Jug bands are synonymous with Memphis and Victor recorded two of the greatest groups: Memphis Jug Band and Cannon's Jug Stompers. The Memphis Jug Band first recorded for Victor in February 1927 and over the next four years recorded 57 sides. Hattie Hart had appeared on several of the Memphis Jug Band's discs in 1929 and 1930, singing the unforgettable "Memphis Yo Yo Blues", "Cocaine Habit Blues", "Oh Ambulance Man", "Papa's Got Your Bath Water On" and "Spider's Nest Blues." Her first recordings were made in Memphis for the Victor label in 1929. Three songs were recorded but only two were issued for her debut single. In 1934 she was recorded again in New York City in September of that year. She moved Chicago where in in 1938 she cut sides as Hattie Bolten.
In 1928 Ralph Peer, who had previously recorded the Memphis Jug Band, returned to Memphis looking for other jug bands to record. Charlie Williamson, the manager of the Palace Theater, recommended Gus Cannon. Gus called up Noah Lewis and Ashley Thompson and on Jan 30 1928 they recorded 4 sides in an old auditorium as Cannon's Jug Stompers. They recorded over two-dozen sides with the group through 1930 for Victor.

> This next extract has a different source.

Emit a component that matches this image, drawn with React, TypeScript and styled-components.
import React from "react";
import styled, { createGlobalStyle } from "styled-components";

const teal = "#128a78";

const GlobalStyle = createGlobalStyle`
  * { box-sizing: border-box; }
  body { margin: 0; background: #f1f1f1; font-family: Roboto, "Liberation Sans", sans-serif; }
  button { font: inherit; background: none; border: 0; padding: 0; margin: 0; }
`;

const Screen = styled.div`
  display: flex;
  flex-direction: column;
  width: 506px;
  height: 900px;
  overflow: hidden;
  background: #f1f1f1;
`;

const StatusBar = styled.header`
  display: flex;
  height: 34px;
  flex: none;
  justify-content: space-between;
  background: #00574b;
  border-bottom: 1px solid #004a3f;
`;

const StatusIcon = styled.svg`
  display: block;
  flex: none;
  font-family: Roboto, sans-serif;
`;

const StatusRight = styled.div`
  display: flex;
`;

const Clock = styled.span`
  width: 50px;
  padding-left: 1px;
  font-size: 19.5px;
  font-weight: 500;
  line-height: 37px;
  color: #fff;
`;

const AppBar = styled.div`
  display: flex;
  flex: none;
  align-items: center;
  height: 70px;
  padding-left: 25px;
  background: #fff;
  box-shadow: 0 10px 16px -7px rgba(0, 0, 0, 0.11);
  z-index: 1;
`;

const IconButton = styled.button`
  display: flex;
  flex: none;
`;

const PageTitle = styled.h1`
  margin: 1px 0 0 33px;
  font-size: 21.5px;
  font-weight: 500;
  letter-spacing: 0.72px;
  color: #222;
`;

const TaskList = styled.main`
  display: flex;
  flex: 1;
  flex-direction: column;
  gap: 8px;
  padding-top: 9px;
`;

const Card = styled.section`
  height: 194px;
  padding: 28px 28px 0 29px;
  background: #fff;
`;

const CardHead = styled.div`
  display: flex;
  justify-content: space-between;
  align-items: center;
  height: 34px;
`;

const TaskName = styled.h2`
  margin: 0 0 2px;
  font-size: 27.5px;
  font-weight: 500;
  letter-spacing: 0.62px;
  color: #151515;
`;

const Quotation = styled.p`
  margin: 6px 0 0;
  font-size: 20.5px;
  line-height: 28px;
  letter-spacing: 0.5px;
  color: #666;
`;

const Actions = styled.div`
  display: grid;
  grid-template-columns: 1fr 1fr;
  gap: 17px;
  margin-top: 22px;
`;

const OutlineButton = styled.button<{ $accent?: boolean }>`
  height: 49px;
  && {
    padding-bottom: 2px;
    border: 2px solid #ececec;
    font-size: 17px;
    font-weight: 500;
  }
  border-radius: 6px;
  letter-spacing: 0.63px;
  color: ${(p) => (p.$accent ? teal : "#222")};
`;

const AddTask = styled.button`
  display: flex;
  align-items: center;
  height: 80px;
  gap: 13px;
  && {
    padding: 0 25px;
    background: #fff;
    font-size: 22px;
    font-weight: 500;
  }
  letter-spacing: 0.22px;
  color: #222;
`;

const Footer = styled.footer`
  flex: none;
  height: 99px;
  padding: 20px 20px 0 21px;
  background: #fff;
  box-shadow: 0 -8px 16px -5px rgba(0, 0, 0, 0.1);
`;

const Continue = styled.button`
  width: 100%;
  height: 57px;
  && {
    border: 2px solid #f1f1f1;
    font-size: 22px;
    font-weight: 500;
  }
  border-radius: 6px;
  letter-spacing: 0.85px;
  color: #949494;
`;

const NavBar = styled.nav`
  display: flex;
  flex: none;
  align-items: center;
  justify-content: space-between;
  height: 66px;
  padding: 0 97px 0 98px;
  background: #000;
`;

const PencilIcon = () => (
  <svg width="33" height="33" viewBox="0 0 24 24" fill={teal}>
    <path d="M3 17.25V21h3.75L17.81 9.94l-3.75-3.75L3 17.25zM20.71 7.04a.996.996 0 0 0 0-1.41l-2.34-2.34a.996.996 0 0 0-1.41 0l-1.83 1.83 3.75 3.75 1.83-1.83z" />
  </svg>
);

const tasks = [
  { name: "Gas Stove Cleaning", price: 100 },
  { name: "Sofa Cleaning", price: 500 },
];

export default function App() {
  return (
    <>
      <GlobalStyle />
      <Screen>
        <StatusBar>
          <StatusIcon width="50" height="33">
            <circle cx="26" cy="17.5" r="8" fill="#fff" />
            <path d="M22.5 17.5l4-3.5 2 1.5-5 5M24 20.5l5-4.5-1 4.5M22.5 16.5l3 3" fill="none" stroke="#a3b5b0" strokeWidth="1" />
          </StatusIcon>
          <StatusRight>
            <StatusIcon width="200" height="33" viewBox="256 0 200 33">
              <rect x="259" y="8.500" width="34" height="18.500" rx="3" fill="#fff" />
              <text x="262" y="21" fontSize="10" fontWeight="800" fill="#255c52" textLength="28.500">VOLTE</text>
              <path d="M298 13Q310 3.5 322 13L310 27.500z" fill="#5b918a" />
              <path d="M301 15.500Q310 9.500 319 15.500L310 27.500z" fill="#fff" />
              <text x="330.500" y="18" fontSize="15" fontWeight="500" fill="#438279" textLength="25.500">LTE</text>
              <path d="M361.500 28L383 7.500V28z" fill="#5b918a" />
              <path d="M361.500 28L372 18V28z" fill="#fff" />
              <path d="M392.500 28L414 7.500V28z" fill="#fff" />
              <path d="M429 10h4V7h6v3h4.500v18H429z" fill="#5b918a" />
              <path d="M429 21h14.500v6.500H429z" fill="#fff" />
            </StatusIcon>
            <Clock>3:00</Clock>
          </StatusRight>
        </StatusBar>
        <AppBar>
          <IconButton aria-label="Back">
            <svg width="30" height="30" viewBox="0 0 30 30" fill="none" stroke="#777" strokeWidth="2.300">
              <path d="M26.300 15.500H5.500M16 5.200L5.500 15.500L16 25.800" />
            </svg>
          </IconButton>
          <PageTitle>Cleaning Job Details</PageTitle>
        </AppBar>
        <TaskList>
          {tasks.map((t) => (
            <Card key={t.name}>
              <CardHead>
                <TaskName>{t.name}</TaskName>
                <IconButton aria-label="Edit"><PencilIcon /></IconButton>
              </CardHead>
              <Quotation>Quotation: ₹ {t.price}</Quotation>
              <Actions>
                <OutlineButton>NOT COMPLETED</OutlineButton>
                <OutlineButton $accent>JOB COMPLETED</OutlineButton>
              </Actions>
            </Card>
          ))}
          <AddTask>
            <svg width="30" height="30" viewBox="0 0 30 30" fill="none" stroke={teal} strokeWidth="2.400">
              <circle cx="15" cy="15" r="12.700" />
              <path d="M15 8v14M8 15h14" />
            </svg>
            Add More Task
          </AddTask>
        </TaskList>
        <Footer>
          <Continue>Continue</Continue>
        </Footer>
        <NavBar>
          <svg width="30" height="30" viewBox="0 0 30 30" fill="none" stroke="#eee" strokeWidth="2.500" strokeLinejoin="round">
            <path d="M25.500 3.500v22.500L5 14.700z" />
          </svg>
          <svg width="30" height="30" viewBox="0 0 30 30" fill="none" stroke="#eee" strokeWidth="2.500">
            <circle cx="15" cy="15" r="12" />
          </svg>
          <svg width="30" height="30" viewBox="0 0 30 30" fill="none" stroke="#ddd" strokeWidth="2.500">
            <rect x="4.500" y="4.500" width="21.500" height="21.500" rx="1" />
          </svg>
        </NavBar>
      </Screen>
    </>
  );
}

Noah Lewis was born in Henning, Tennessee, and raised in the vicinity of Ripley. He played in local string bands and brass bands, and began playing in the Ripley and Memphis areas with Gus Cannon. When jug bands became popular in the mid-1920's, he joined Cannon's Jug Stompers. He cut seven sides under his own name at sessions in 1929 and 1930. Recording as Noah Lewis' Jug Band, he was backed on two numbers by Sleepy John Estes and Yank Rachell with just Estes backing him on two other numbers cut a couple of days apart.
When the Victor recording company sent a field recording unit to Memphis in September 1929, Estes recorded several sides backed by the Three J's, with Jones playing piano instead of the jug. . He was invited to record again for Victor in May 1930. This session yielded the up-tempo "Milk Cow Blues," a tune Robert Johnson would later record as "Milkcow Calf Blues." In all the group cut fifteen sides, three were unissued, over the course of eight session in 1929 and 1930.

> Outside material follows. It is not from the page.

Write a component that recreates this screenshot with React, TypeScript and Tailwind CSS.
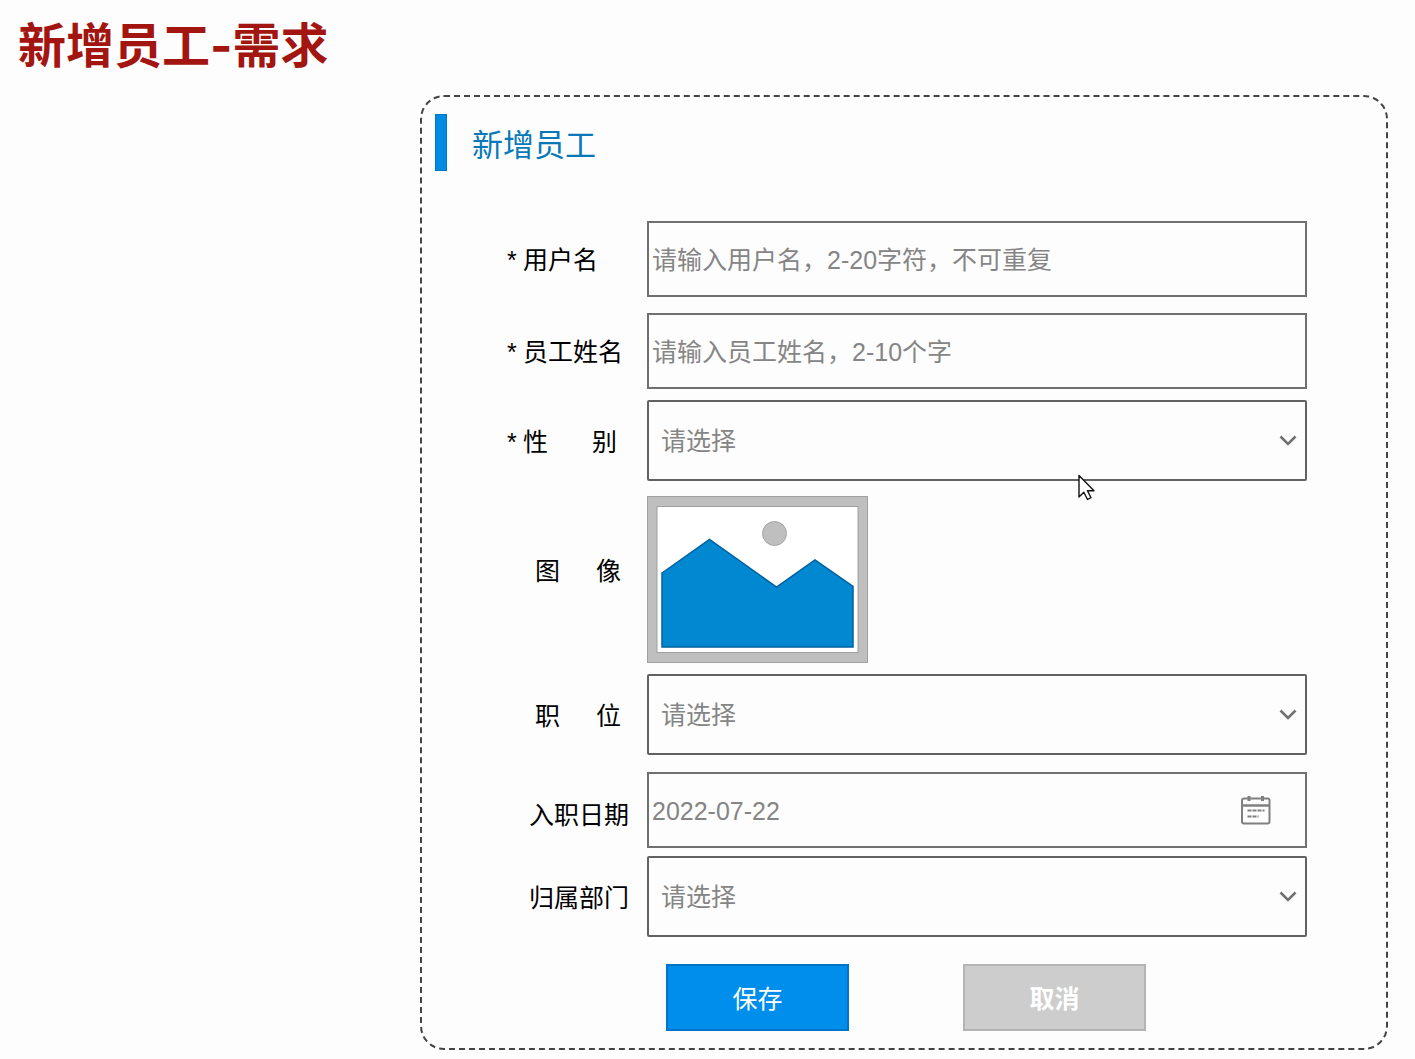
import { useState } from "react";

type Field = {
  id: string;
  label: string[];
  required?: boolean;
  rowClass?: string;
  labelClass: string;
};

const fields: Record<string, Field> = {
  username: { id: "username", label: ["用户名"], required: true, labelClass: "gap-2" },
  name: { id: "name", label: ["员工姓名"], required: true, labelClass: "gap-2", rowClass: "mt-4" },
  gender: { id: "gender", label: ["性", "别"], required: true, labelClass: "gap-11", rowClass: "mt-[11px]" },
  image: { id: "image", label: ["图", "像"], labelClass: "pl-7 pb-5 gap-9", rowClass: "mt-[15px]" },
  job: { id: "job", label: ["职", "位"], labelClass: "pl-7 gap-9", rowClass: "mt-[11px]" },
  entry: { id: "entry", label: ["入职日期"], labelClass: "pl-[22px] pt-2", rowClass: "mt-[17px]" },
  dept: { id: "dept", label: ["归属部门"], labelClass: "pl-[22px]", rowClass: "mt-2" },
};

function Row({ field, children }: { field: Field; children: React.ReactNode }) {
  return (
    <div className={`flex items-center ${field.rowClass || ""}`}>
      <label htmlFor={field.id} className="w-[140px] shrink-0 flex pt-0.5 text-[25px] leading-8 text-black">
        {field.required && <span className="w-4 shrink-0">*</span>}
        <span className={`flex ${field.labelClass}`}>
          {field.label.map(part => <span key={part}>{part}</span>)}
        </span>
      </label>
      <div className="relative flex-1 min-w-0">{children}</div>
    </div>
  );
}

function SelectBox({ id, options }: { id: string; options: string[] }) {
  return (
    <>
      <select id={id} defaultValue=""
        className="block w-full h-[81px] appearance-none rounded-xs border-2 border-[#626262] bg-transparent pl-3 pr-10 pt-[3px] text-[25px] text-[#858585] outline-none">
        <option value="">请选择</option>
        {options.map(o => <option key={o} value={o}>{o}</option>)}
      </select>
      <svg className="absolute right-[10px] top-[35px] pointer-events-none" width="18" height="12" viewBox="0 0 18 12" fill="none">
        <path d="M1.5 1.5 9 9l7.5-7.5" stroke="#707070" strokeWidth="2.5"/>
      </svg>
    </>
  );
}

function Pointer() {
  return (
    <svg className="absolute right-[212px] top-[74px] pointer-events-none" width="17" height="27" viewBox="0 0 17 27">
      <path d="M1 1.5v21.5l4.8-4.8 3.7 7.3 3.5-1.8-3.5-7H16z" fill="#fff" stroke="#111" strokeWidth="1.4" strokeLinejoin="round"/>
    </svg>
  );
}

export default function App() {
  const [username, setUsername] = useState("");
  const [name, setName] = useState("");
  const [date, setDate] = useState("2022-07-22");

  const inputClass = "block w-full h-[76px] border-2 border-[#707070] bg-transparent pl-[3px] pr-3 pt-0.5 text-[25px] text-[#858585] placeholder:text-[#858585] outline-none";

  return (
    <main className="min-h-screen bg-[#fdfdfd] pb-[9px] font-['Liberation_Sans','Noto_Sans_CJK_SC',sans-serif]">
      <h1 className="h-[95px] pl-[18px] pt-4 font-['Inter','Noto_Sans_CJK_SC',sans-serif] text-[48px] leading-[60px] font-bold text-[#a31510]">新增员工-需求</h1>

      <form onSubmit={e => e.preventDefault()}
        className="ml-[420px] mr-[27px] rounded-[24px] border-2 border-dashed border-[#444] pt-[17px] pb-[17px]">
        <div className="flex items-center ml-[13px]">
          <div className="w-3 h-[57px] bg-[#008be2] border border-[#0076c4]"/>
          <h2 className="ml-[25px] pt-1.5 text-[31px] leading-10 text-[#0878b9]">新增员工</h2>
        </div>

        <div className="mt-[50px] ml-[85px] mr-[79px]">
          <Row field={fields.username}>
            <input id="username" value={username} onChange={e => setUsername(e.target.value)}
              placeholder="请输入用户名，2-20字符，不可重复" className={inputClass}/>
          </Row>
          <Row field={fields.name}>
            <input id="name" value={name} onChange={e => setName(e.target.value)}
              placeholder="请输入员工姓名，2-10个字" className={inputClass}/>
          </Row>
          <Row field={fields.gender}>
            <SelectBox id="gender" options={["男", "女"]}/>
            <Pointer/>
          </Row>
          <Row field={fields.image}>
            <button id="image" type="button" className="block">
              <svg width="221" height="167" viewBox="0 0 221 167">
                <rect x="0.5" y="0.5" width="220" height="166" fill="#bfbfbf" stroke="#a0a0a0"/>
                <rect x="10" y="10.5" width="201" height="146" fill="#fff" stroke="#a0a0a0"/>
                <circle cx="127.5" cy="37.5" r="12" fill="#bfbfbf" stroke="#a5a5a5"/>
                <path d="M15 77 62.5 43.5 129.5 91 168 64l38 26.5V151H15z" fill="#0288d1" stroke="#01609f" strokeWidth="1.5"/>
              </svg>
            </button>
          </Row>
          <Row field={fields.job}>
            <SelectBox id="job" options={["班主任", "讲师"]}/>
          </Row>
          <Row field={fields.entry}>
            <input id="entry" value={date} onChange={e => setDate(e.target.value)} className={inputClass}/>
            <button type="button" aria-label="选择日期" className="absolute right-9 top-6">
              <svg width="30" height="29" viewBox="0 0 30 29" fill="none" stroke="#808080" strokeWidth="2">
                <rect x="1" y="2.5" width="27.5" height="25" rx="2"/>
                <path d="M1 9.5h27.5" strokeWidth="2.5"/>
                <path d="M8 0v5M21.5 0v5" strokeWidth="3"/>
                <path d="M6.5 14.5h17M6.5 20.5h11" strokeDasharray="4 1"/>
              </svg>
            </button>
          </Row>
          <Row field={fields.dept}>
            <SelectBox id="dept" options={["教研部", "学工部"]}/>
          </Row>
          <div className="mt-[27px] ml-[159px] flex gap-[114px] text-[25px] text-white">
            <button type="submit" className="w-[183px] h-[67px] border-2 border-[#0074c8] bg-[#008eec] pt-1">保存</button>
            <button type="button" className="w-[183px] h-[67px] border-2 border-[#b4b4b4] bg-[#cdcdcd] pt-1 font-bold">取消</button>
          </div>
        </div>
      </form>
    </main>
  );
}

Frank Stokes was first recorded by Victor in 1927 with his "Downtown Blues" and "Bedtime Blues" selling well and when Victor returned to Memphis in August 1928 they recorded ten further selections. In 1929, Stokes and Sane recorded again for Paramount, resuming their 'Beale Street Sheiks' billing for a few cuts. In September, Stokes was back on Victor to make what were to be his last recordings, this time without Sane, but with Will Batts on fiddle.
Among the major artists recorded by Victor during these sessions were Bukka White, Memphis Minnie & Kansas Joe and Kokomo Arnold. In 1930 Bukka White met furniture salesman Ralph Limbo, who was also a talent scout for Victor. White traveled to Memphis where he made his first recordings, singing a mixture of blues and gospel material under the name of Washington White. Victor only saw fit to release four of the 14 songs Bukka White recorded that day.
Memphis Minnie's marriage and recording debut came in 1929, to and with Kansas Joe McCoy, when a Columbia Records talent scout heard them playing in a Beale Street barbershop. In 1930 Minnie recorded a pair of songs back by her friends, the Memphis Jug Band. She may also be on sides Jed Davenport and His Beale Street Jug Band cut that year.
Bukka White made his debut for Victor in 1930 and it may be Minnie's voice backing him on "I am In The Heavenly Way" b/ "Promise True And Grand."
Kokomo Arnold made his debut in 1930 although would not record again until he was in Chicago in 1934 where he recorded prolifically through 1938.